Aggregate text slow on 50k plus objects

Hi, I have a collection with approximately 55K objects. I am using the multi2vec-clip as vectorizer. Each object contains a property named “collection” which refers to the image collection the object belongs to. Now I want get the total count of each collection. When I do a count for all objects, I get a response instantly. But when I i do a count for each collection it takes a very long time. To reproduce you can use the following GraphQL

{
      Aggregate  {
        Schema_name{
            collection{
                count
                type
                topOccurrences{
                    value
                    occurs
                }
                
            }   
        }
        
      }
    }

This is my schema

 schemaConfig = {
        'class': schema,  # class name for schema config in Weaviate (change it with a custom name for your images)
        'vectorizer': 'multi2vec-clip',
        'vectorIndexType': 'hnsw',
        "moduleConfig": {
            "multi2vec-clip": {
                "imageFields": [
                    "image"
                ],
                "textFields": [
                    "metadata",
                    "metadata_string",
                    "title",
                    "url",
                    "collection"
                ],

            },
            "generative-openai": {
                "model": "gpt-3.5-turbo"
            },
        },
        'properties': [
            {
                'name': 'image_id',
                'dataType': ['text']
            },
            {
                'name': 'image',
                'dataType': ['blob']
            },
            {
                'name': 'metadata',
                'dataType': ['text[]']
            },
            {
                'name': 'metadata_string',
                'dataType': ['text']
            },
            {
                'name': 'title',
                'dataType': ['text']
            },
            {
                'name': 'url',
                'dataType': ['text']
            },
            {
                'name': 'handle',
                'dataType': ['text']
            },
            {
                'name': 'collection',
                'dataType': ['text']
            }
        ]
    }

Can someone shed some light why the performance is slow when trying to aggregate?

Thank you very much

Hi @ublrama !!

Welcome to our community :hugs:

Aggregate, AFAIK, is a CPU and DISK bound operations.

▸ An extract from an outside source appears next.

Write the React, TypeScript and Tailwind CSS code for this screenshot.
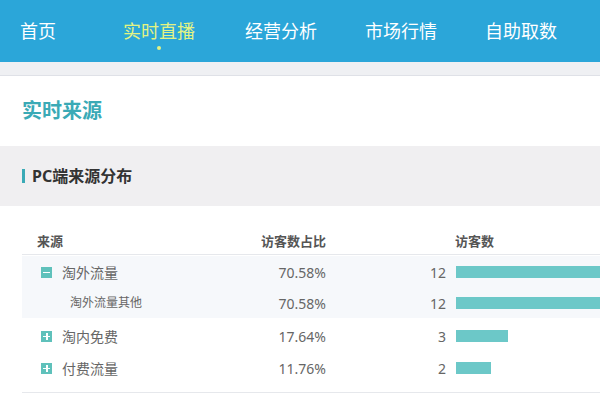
const navItems = ['首页', '实时直播', '经营分析', '市场行情', '自助取数']

type Row = { name: string; pct: string; count: number; level: 0 | 1; icon?: 'minus' | 'plus' }

const groups: Row[][] = [
  [
    { name: '淘外流量', pct: '70.58%', count: 12, level: 0, icon: 'minus' },
    { name: '淘外流量其他', pct: '70.58%', count: 12, level: 1 },
  ],
  [{ name: '淘内免费', pct: '17.64%', count: 3, level: 0, icon: 'plus' }],
  [{ name: '付费流量', pct: '11.76%', count: 2, level: 0, icon: 'plus' }],
]

function ToggleIcon({ kind }: { kind: 'minus' | 'plus' }) {
  return (
    <span className="relative w-[11px] h-[11px] bg-[#5fc1bb] shrink-0">
      <span className="absolute left-[2px] right-[2px] top-[5px] h-[1.5px] bg-white" />
      {kind === 'plus' && <span className="absolute top-[2px] bottom-[2px] left-[5px] w-[1.5px] bg-white" />}
    </span>
  )
}

function TableRow({ row }: { row: Row }) {
  const sub = row.level === 1
  return (
    <div className={`grid grid-cols-[234px_70px_120px_1fr] items-center ${sub ? 'h-[30px]' : 'h-[32px]'}`}>
      <div className="flex items-center gap-[10px] pl-[19px]">
        {row.icon ? <ToggleIcon kind={row.icon} /> : null}
        <span className={sub ? 'pl-[29px] text-[12px] text-[#666]' : 'text-[14px] text-[#666]'}>{row.name}</span>
      </div>
      <div className="text-right text-[14px] text-[#666]">{row.pct}</div>
      <div className="text-right text-[14px] text-[#666]">{row.count}</div>
      <div className="pl-[10px] flex items-center">
        <div className="h-[12px] bg-[#6cc8c8]" style={{ width: row.count * 17.4 }} />
      </div>
    </div>
  )
}

export default function App() {
  return (
    <div className="w-[600px] h-[400px] overflow-hidden bg-white font-['Noto_Sans','Noto_Sans_CJK_SC',sans-serif]">
      <nav className="h-[62px] bg-[#2ba6d9] flex items-center pl-[20px] gap-[48px]">
        {navItems.map((item, i) => (
          <div
            key={item}
            className={`relative text-[18px] ${i === 0 ? 'mr-[19px]' : ''} ${i === 1 ? 'mr-[2px] text-[#e3f383]' : 'text-white'}`}
          >
            {item}
            {i === 1 && <span className="absolute left-1/2 -translate-x-1/2 top-[28px] w-[4px] h-[4px] rounded-full bg-[#e3f383]" />}
          </div>
        ))}
      </nav>
      <div className="h-[14px] bg-[#eff0f3] border-b border-[#dfe1e7]" />

      <section className="h-[70px] flex items-center pl-[22px]">
        <h1 className="text-[20px] font-bold text-[#3aaab6]">实时来源</h1>
      </section>

      <section className="h-[60px] bg-[#f0eff1] flex items-center pl-[22px] gap-[7px]">
        <span className="w-[3px] h-[14px] bg-[#3aaab6]" />
        <h2 className="text-[16px] font-bold text-[#333]">PC端来源分布</h2>
      </section>

      <div className="ml-[22px] pt-[23px] w-[700px]">
        <div className="grid grid-cols-[234px_70px_120px_1fr] h-[26px] items-center border-b border-[#e6e8ec] text-[13px] font-semibold text-[#555]">
          <div className="pl-[15px]">来源</div>
          <div className="text-right">访客数占比</div>
          <div />
          <div className="pl-[9px]">访客数</div>
        </div>
        <div className="flex flex-col pt-[1px] pb-[8px] border-b border-[#e6e8ec]">
          {groups.map((g, gi) => (
            <div key={gi} className={gi === 0 ? 'bg-[#f6f8fb] mb-[2px]' : ''}>
              {g.map((r) => (
                <TableRow key={r.name} row={r} />
              ))}
            </div>
          ))}
        </div>
      </div>
    </div>
  )
}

Do you have any metrics on this cluster?

Also, please, fill in the requested infos so we can understand better your scenario:

  • Weaviate Server Version:
  • Deployment Method:
  • Multi Node? Number of Running Nodes:
  • Client Language and Version:
  • Multitenancy?:
    Thanks!

Thanks for your reply. Here is the additional information:

  • Weaviate Server Version: 1.25.3
  • Deployment Method: Docker
  • Multi Node? Number of Running Nodes: 1
  • Client Language and Version: Python 3.11 with Weaviate 4.6.3
  • Multitenancy?: No

Ok, do you only have those 50K objects?

Do you have any reading on memory/cpu usage?

Do you think we could come up with some dataset to replicate this?